The Canary Institute of Agrarian Research (ICIA), attached to the Council of Agriculture, Livestock and Fisheries of the Government of the Canary Islands, has established itself as a leader in the research of tropical fruit trees on a national and international scale, with a germplasm bank that serves as a source of plant material for improvement programs in agricultural production. The Institute runs the Finca Cueva del Polvo, located in the municipality of Guía de Isora, in Tenerife, which has the largest collections of banana and mango germplasm in Spain, as well as important collections of lychee and carambola.
The Councillor of Agriculture, Livestock and Fisheries of the Government of the Canary Islands, Alicia Vanoostende, visited the Cueva del Polvo Farm on August 12 to take a firsthand look at the work being done in this fruit farm. Accompanied by the president of the ICIA, Juan Francisco Padrón, and researchers Juan Cabrera, María José Grajal and Pedro Modesto, among others, she toured a plot that is carrying out various internationally prestigious trials for the improvement of tropical and subtropical crops.
Vanoostende highlighted the potential of a farm "where research is carried out and the knowledge obtained is subsequently transmitted to the sector, allowing for the improvement of agricultural production in the Canary Islands." Along these lines, she pointed to the importance of keeping "a complete banana and mango germplasm bank, which is essential in the field of research in order to have different plant materials that can help in the optimization of resources."

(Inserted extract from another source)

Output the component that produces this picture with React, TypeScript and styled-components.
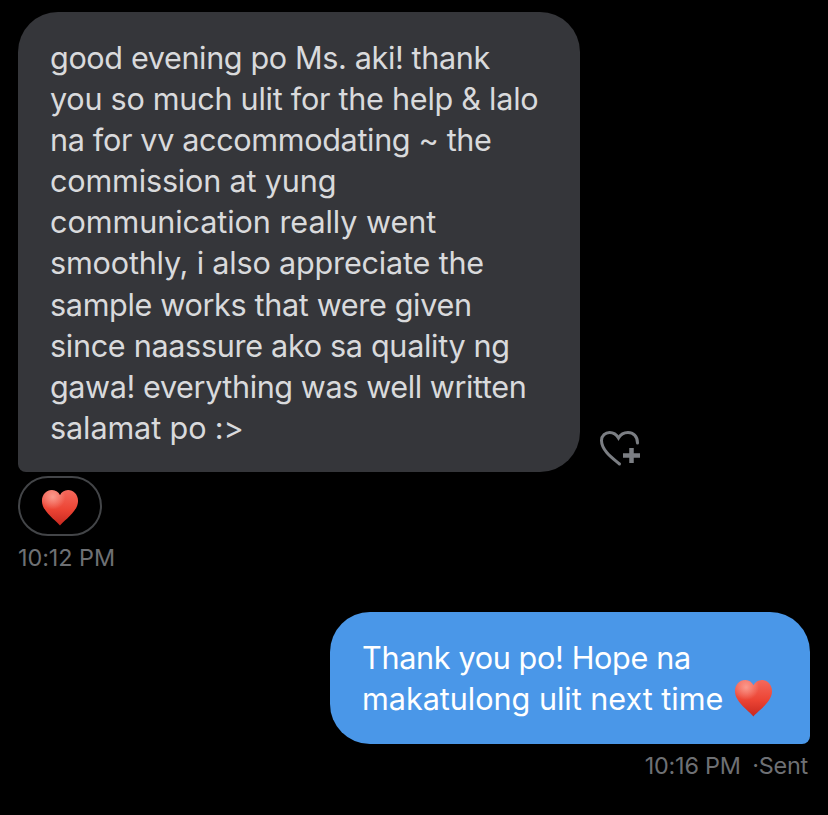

At the moment, the ICIA is carrying out technical tests for the varietal identification of bananas and tropical pineapples in the Cueva del Polvo, necessary for the registration of plant varieties, the organic cultivation of bananas within the European project Fruttmac, and the development of the Clismaban project, aimed at evaluating and supplying highly resilient plant material to producers in order to help them face new challenges.